The name Francis Childs ring a bell??

Anonymous-0

Well-known Member
I'm sure you all know this guy.....won a lot of awards for growing a heck of a lot of dry land corn in Iowa over the years(over 400 bu./acre one year). Did anyone on this forum hear him speak before he died, or did he publish any notes on his techniques?
P.S. I'm not interested in whether he was cheating in the contests or not. NCGA says he wasnt, and thats good enough for me
 
If you search around the net a lot, you'll find some info on him including his techniques. He gave a lot of lectures over the years but he didn't give away all of his secrets. He plowed deep, put down about 44,000 seeds per acre, applied 400+ lbs of fertilizer per acre, tended his fields meticulously, used pesticides, was lucky with rains,all-in-all spent about $650 per acre just getting his crops in the ground. Planted at about 2 mph. He would set a slightly consumed can of Pepsi on a planter box and watch it. If any Pepsi spilled he would slow down. He only had about 320 acres, all corn, year after year. "You have to be willing to change." His corn roots would go down 3 feet or so. With all that, he figured his break even price was $1.68. Not bad. But he said his neighbors couldn't do it because they had thousands of acres.
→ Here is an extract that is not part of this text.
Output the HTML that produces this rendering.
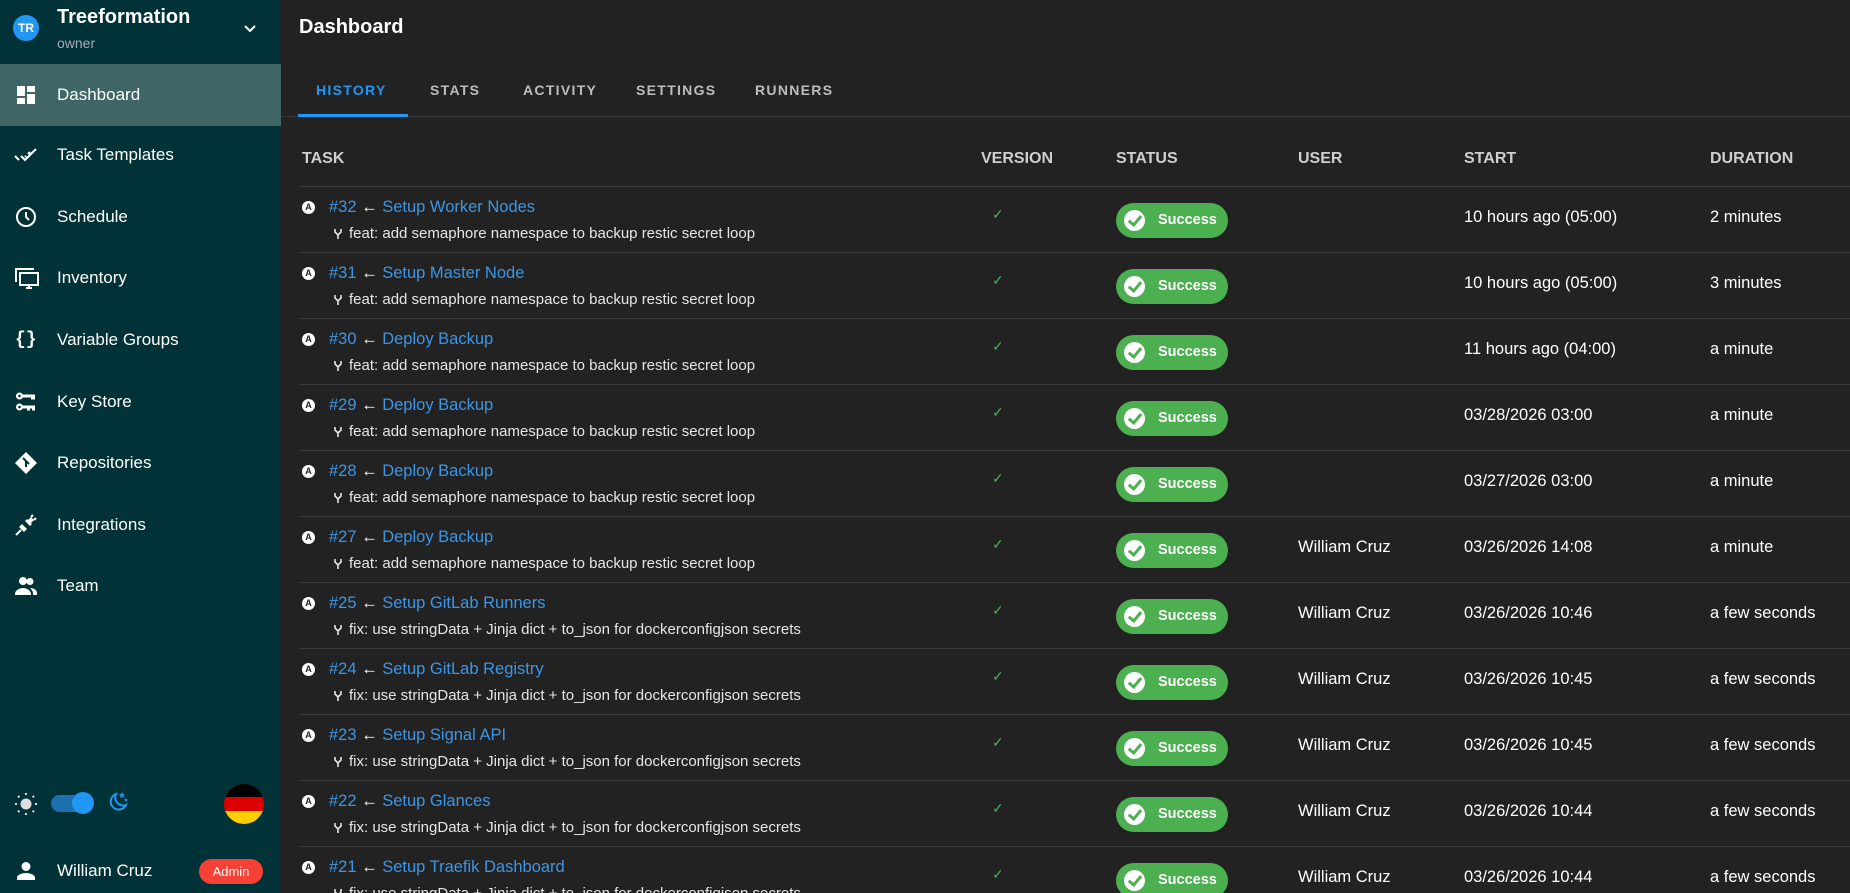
<!DOCTYPE html>
<html style="width:1850px;height:893px;overflow:hidden;background:#222"><head><meta charset="utf-8"><style>
*{margin:0;padding:0;box-sizing:border-box}
body{width:1850px;height:893px;overflow:hidden;background:#222;font-family:"Liberation Sans",sans-serif;color:#fff;position:relative}
.sb{position:absolute;left:0;top:0;width:281px;height:893px;background:#003237;border-right:1px solid #1a2a2c}
.abs{position:absolute}
.item{position:absolute;left:0;width:281px;height:62px;display:flex;align-items:center}
.item .t{position:absolute;left:57px;font-size:17px;color:#fff}
.item svg{position:absolute;left:14px}
.tab{position:absolute;top:82px;font-size:14px;letter-spacing:1.3px;color:#bdbdbd;font-weight:bold}
.th{position:absolute;top:150px;font-size:16px;font-weight:bold;color:#cfcfcf}
.row{position:absolute;left:299px;width:1551px;height:66px;border-bottom:1px solid #3a3a3a}
.row .ai{position:absolute;left:3px;top:14px;width:13px;height:13px;border-radius:50%;background:#fff;color:#222;font-size:9px;font-weight:bold;text-align:center;line-height:13px}
.row .ti{position:absolute;left:30px;top:11px;font-size:16.5px;color:#3c96e6;white-space:nowrap}
.row .ti span{color:#fff}
.row .fk{position:absolute;left:34px;top:41px}
.row .su{position:absolute;left:50px;top:38px;font-size:15px;color:#e6e6e6;white-space:nowrap}
.row .ck{position:absolute;left:693px;top:19px;color:#4caf50;font-size:14px}
.row .bd{position:absolute;left:817px;top:16px;width:112px;height:35px;border-radius:18px;background:#4caf50;font-size:14.5px;font-weight:bold;color:#fff;line-height:35px;padding-left:42px}
.row .bd i{position:absolute;left:8px;top:7px;width:21px;height:21px;border-radius:50%;background:#fff}
.row .bd i::after{content:"";position:absolute;left:7px;top:3px;width:5px;height:10px;border:solid #4caf50;border-width:0 3px 3px 0;transform:rotate(40deg)}
.row .c{position:absolute;top:21px;font-size:16.5px;color:#fff;white-space:nowrap}
</style></head><body>
<svg width="0" height="0" style="position:absolute"><defs><symbol id="fk" viewBox="0 0 10 12"><path d="M2 1v3l3 3 3-3V1M5 7v4" stroke="#e6e6e6" stroke-width="1.6" fill="none"/></symbol></defs></svg>
<div class="sb">
 <div class="abs" style="left:13px;top:15px;width:26px;height:26px;border-radius:50%;background:#2196f3;font-size:12px;font-weight:bold;text-align:center;line-height:26px">TR</div>
 <div class="abs" style="left:57px;top:6px;font-size:20px;font-weight:bold">Treeformation</div>
 <div class="abs" style="left:57px;top:35px;font-size:14px;color:#aab">owner</div>
 <svg class="abs" style="left:242px;top:21px" width="16" height="16" viewBox="0 0 16 16"><path d="M3 5l5 5 5-5" stroke="#fff" stroke-width="2" fill="none"/></svg>
 <div class="item" style="top:64px;background:#3f6566"><svg width="24" height="24" viewBox="0 0 24 24"><path fill="#fff" d="M3 13h8V3H3zm0 8h8v-6H3zm10 0h8V11h-8zm0-18v6h8V3z"/></svg><span class="t">Dashboard</span></div>
 <div class="item" style="top:124px"><svg width="24" height="24" viewBox="0 0 24 24"><path fill="none" stroke="#fff" stroke-width="2" d="M1 13l4 4M7 13l4 4L22 6M12 13l-1 1M16 9l-2 2"/></svg><span class="t">Task Templates</span></div>
 <div class="item" style="top:186px"><svg width="24" height="24" viewBox="0 0 24 24"><circle cx="12" cy="12" r="9" stroke="#fff" stroke-width="2" fill="none"/><path d="M12 7v5l3 3" stroke="#fff" stroke-width="2" fill="none"/></svg><span class="t">Schedule</span></div>
 <div class="item" style="top:247px"><svg width="26" height="24" viewBox="0 0 26 24"><path fill="none" stroke="#fff" stroke-width="2" d="M2 16V3h18M6 7h18v12H6zM12 22h6M15 19v3"/></svg><span class="t">Inventory</span></div>
 <div class="item" style="top:309px"><span class="abs" style="left:15px;font-size:18px;font-weight:bold;font-family:'Liberation Mono',monospace">{}</span><span class="t">Variable Groups</span></div>
 <div class="item" style="top:371px"><svg width="24" height="24" viewBox="0 0 24 24"><g fill="#fff"><circle cx="5.5" cy="6" r="3.5"/><circle cx="5.5" cy="17" r="3.5"/><rect x="8" y="4.5" width="13" height="3"/><rect x="17" y="4.5" width="4" height="5"/><rect x="8" y="15.5" width="13" height="3"/><rect x="13" y="15.5" width="3" height="5"/><rect x="18" y="15.5" width="3" height="5"/></g><circle cx="5.5" cy="6" r="1.3" fill="#003237"/><circle cx="5.5" cy="17" r="1.3" fill="#003237"/></svg><span class="t">Key Store</span></div>
 <div class="item" style="top:432px"><svg width="24" height="24" viewBox="0 0 24 24"><path fill="#fff" d="M12 1l11 11-11 11L1 12z"/><path d="M9 7l3 3v6M12 10l3 3" stroke="#003237" stroke-width="2" fill="none"/></svg><span class="t">Repositories</span></div>
 <div class="item" style="top:494px"><svg width="24" height="24" viewBox="0 0 24 24"><path fill="#fff" d="M8 11l5 5-3 3-5-5zM14 7l3-3 3 3-3 3zM11 8l5 5 2-2-5-5z"/><path stroke="#fff" stroke-width="2" d="M2 22l5-5M17 4l2-2M20 7l2-2"/></svg><span class="t">Integrations</span></div>
 <div class="item" style="top:555px"><svg width="24" height="24" viewBox="0 0 24 24"><path fill="#fff" d="M9 11a4 4 0 100-8 4 4 0 000 8zm7 0a3.5 3.5 0 100-7 3.5 3.5 0 000 7zM1 20c0-4 5-6 8-6s8 2 8 6v1H1zm15-6c3 0 7 1.5 7 5v2h-4v-1c0-2.5-1-4-3-6z"/></svg><span class="t">Team</span></div>
 <svg class="abs" style="left:13px;top:791px" width="26" height="26" viewBox="0 0 26 26"><circle cx="13" cy="13" r="5.5" fill="#ddd"/><g stroke="#ddd" stroke-width="2"><path d="M13 2v2M13 22v2M2 13h2M22 13h2M5 5l1.4 1.4M19.6 19.6L21 21M5 21l1.4-1.4M19.6 6.4L21 5"/></g></svg>
 <div class="abs" style="left:51px;top:795px;width:41px;height:17px;border-radius:9px;background:#1e6fb0"></div>
 <div class="abs" style="left:72px;top:792px;width:22px;height:22px;border-radius:50%;background:#2196f3"></div>
 <svg class="abs" style="left:106px;top:790px" width="24" height="24" viewBox="0 0 24 24"><path d="M10 4a8 8 0 1010 11A8 8 0 0110 4z" fill="none" stroke="#2196f3" stroke-width="2"/><path fill="#2196f3" d="M16 2l1 2 2 .5-1.5 1.5.3 2-1.8-1-1.8 1 .3-2L13 4.5 15 4zM20 8l.6 1.2 1.3.3-1 .9.2 1.3-1.1-.6-1.1.6.2-1.3-1-.9 1.3-.3z"/></svg>
 <div class="abs" style="left:224px;top:784px;width:40px;height:40px;border-radius:50%;overflow:hidden"><div style="height:13.3px;background:#000"></div><div style="height:13.4px;background:#dd0000"></div><div style="height:13.3px;background:#ffce00"></div></div>
 <svg class="abs" style="left:14px;top:859px" width="24" height="24" viewBox="0 0 24 24"><path fill="#fff" d="M12 12a4.5 4.5 0 100-9 4.5 4.5 0 000 9zm0 2c-3 0-9 1.5-9 4.5V21h18v-2.5c0-3-6-4.5-9-4.5z"/></svg>
 <div class="abs" style="left:57px;top:861px;font-size:17px">William Cruz</div>
 <div class="abs" style="left:199px;top:859px;width:64px;height:25px;border-radius:13px;background:#f44336;font-size:13px;text-align:center;line-height:25px">Admin</div>
</div>
<div class="abs" style="left:299px;top:16px;font-size:20px;font-weight:bold">Dashboard</div>
<div class="abs" style="left:281px;top:116px;width:1569px;height:1px;background:#3a3a3a"></div>
<div class="abs" style="left:298px;top:114px;width:110px;height:3px;background:#2196f3"></div>
<div class="tab" style="left:316px;color:#2196f3">HISTORY</div>
<div class="tab" style="left:430px">STATS</div>
<div class="tab" style="left:523px">ACTIVITY</div>
<div class="tab" style="left:636px">SETTINGS</div>
<div class="tab" style="left:755px">RUNNERS</div>
<div class="th" style="left:302px">TASK</div>
<div class="th" style="left:981px">VERSION</div>
<div class="th" style="left:1116px">STATUS</div>
<div class="th" style="left:1298px">USER</div>
<div class="th" style="left:1464px">START</div>
<div class="th" style="left:1710px">DURATION</div>
<div class="abs" style="left:299px;top:186px;width:1551px;height:1px;background:#3a3a3a"></div>
<div class="row" style="top:187px"><div class="ai">A</div><div class="ti">#32 <span>←</span> Setup Worker Nodes</div><svg class="fk" width="10" height="12"><use href="#fk"/></svg><div class="su">feat: add semaphore namespace to backup restic secret loop</div><div class="ck">✓</div><div class="bd"><i></i>Success</div><div class="c" style="left:1165px">10 hours ago (05:00)</div><div class="c" style="left:1411px">2 minutes</div></div>
<div class="row" style="top:253px"><div class="ai">A</div><div class="ti">#31 <span>←</span> Setup Master Node</div><svg class="fk" width="10" height="12"><use href="#fk"/></svg><div class="su">feat: add semaphore namespace to backup restic secret loop</div><div class="ck">✓</div><div class="bd"><i></i>Success</div><div class="c" style="left:1165px">10 hours ago (05:00)</div><div class="c" style="left:1411px">3 minutes</div></div>
<div class="row" style="top:319px"><div class="ai">A</div><div class="ti">#30 <span>←</span> Deploy Backup</div><svg class="fk" width="10" height="12"><use href="#fk"/></svg><div class="su">feat: add semaphore namespace to backup restic secret loop</div><div class="ck">✓</div><div class="bd"><i></i>Success</div><div class="c" style="left:1165px">11 hours ago (04:00)</div><div class="c" style="left:1411px">a minute</div></div>
<div class="row" style="top:385px"><div class="ai">A</div><div class="ti">#29 <span>←</span> Deploy Backup</div><svg class="fk" width="10" height="12"><use href="#fk"/></svg><div class="su">feat: add semaphore namespace to backup restic secret loop</div><div class="ck">✓</div><div class="bd"><i></i>Success</div><div class="c" style="left:1165px">03/28/2026 03:00</div><div class="c" style="left:1411px">a minute</div></div>
<div class="row" style="top:451px"><div class="ai">A</div><div class="ti">#28 <span>←</span> Deploy Backup</div><svg class="fk" width="10" height="12"><use href="#fk"/></svg><div class="su">feat: add semaphore namespace to backup restic secret loop</div><div class="ck">✓</div><div class="bd"><i></i>Success</div><div class="c" style="left:1165px">03/27/2026 03:00</div><div class="c" style="left:1411px">a minute</div></div>
<div class="row" style="top:517px"><div class="ai">A</div><div class="ti">#27 <span>←</span> Deploy Backup</div><svg class="fk" width="10" height="12"><use href="#fk"/></svg><div class="su">feat: add semaphore namespace to backup restic secret loop</div><div class="ck">✓</div><div class="bd"><i></i>Success</div><div class="c" style="left:999px">William Cruz</div><div class="c" style="left:1165px">03/26/2026 14:08</div><div class="c" style="left:1411px">a minute</div></div>
<div class="row" style="top:583px"><div class="ai">A</div><div class="ti">#25 <span>←</span> Setup GitLab Runners</div><svg class="fk" width="10" height="12"><use href="#fk"/></svg><div class="su">fix: use stringData + Jinja dict + to_json for dockerconfigjson secrets</div><div class="ck">✓</div><div class="bd"><i></i>Success</div><div class="c" style="left:999px">William Cruz</div><div class="c" style="left:1165px">03/26/2026 10:46</div><div class="c" style="left:1411px">a few seconds</div></div>
<div class="row" style="top:649px"><div class="ai">A</div><div class="ti">#24 <span>←</span> Setup GitLab Registry</div><svg class="fk" width="10" height="12"><use href="#fk"/></svg><div class="su">fix: use stringData + Jinja dict + to_json for dockerconfigjson secrets</div><div class="ck">✓</div><div class="bd"><i></i>Success</div><div class="c" style="left:999px">William Cruz</div><div class="c" style="left:1165px">03/26/2026 10:45</div><div class="c" style="left:1411px">a few seconds</div></div>
<div class="row" style="top:715px"><div class="ai">A</div><div class="ti">#23 <span>←</span> Setup Signal API</div><svg class="fk" width="10" height="12"><use href="#fk"/></svg><div class="su">fix: use stringData + Jinja dict + to_json for dockerconfigjson secrets</div><div class="ck">✓</div><div class="bd"><i></i>Success</div><div class="c" style="left:999px">William Cruz</div><div class="c" style="left:1165px">03/26/2026 10:45</div><div class="c" style="left:1411px">a few seconds</div></div>
<div class="row" style="top:781px"><div class="ai">A</div><div class="ti">#22 <span>←</span> Setup Glances</div><svg class="fk" width="10" height="12"><use href="#fk"/></svg><div class="su">fix: use stringData + Jinja dict + to_json for dockerconfigjson secrets</div><div class="ck">✓</div><div class="bd"><i></i>Success</div><div class="c" style="left:999px">William Cruz</div><div class="c" style="left:1165px">03/26/2026 10:44</div><div class="c" style="left:1411px">a few seconds</div></div>
<div class="row" style="top:847px"><div class="ai">A</div><div class="ti">#21 <span>←</span> Setup Traefik Dashboard</div><svg class="fk" width="10" height="12"><use href="#fk"/></svg><div class="su">fix: use stringData + Jinja dict + to_json for dockerconfigjson secrets</div><div class="ck">✓</div><div class="bd"><i></i>Success</div><div class="c" style="left:999px">William Cruz</div><div class="c" style="left:1165px">03/26/2026 10:44</div><div class="c" style="left:1411px">a few seconds</div></div>
</body></html>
They were spread too thin. He could spend a lot of time with his one and only crop. He said it took him 20 years to learn how to get yields of 400 bu per acre and it would take him at least 6 years to teach someone else what he had learned. He stated that he had pulled over 500 bu/acre in some fields but they weren't the test plots.
 
It took him a number of years to build up to those kind of yields, too. He did a lot of experimenting, kept meticulous records on what did and didn't work. He used a modified moldboard plow for his primary tillage tool that had the moldboards cut down to about half the original size. He also side-dressed fertilizer about 3 times during the growing season. He relocated to Nebraska after his divorce and placed 2 or 3 in that state's high yield contest before dying of a heart attack a year or 2 ago( if my memory is right). He did know how to grow corn!!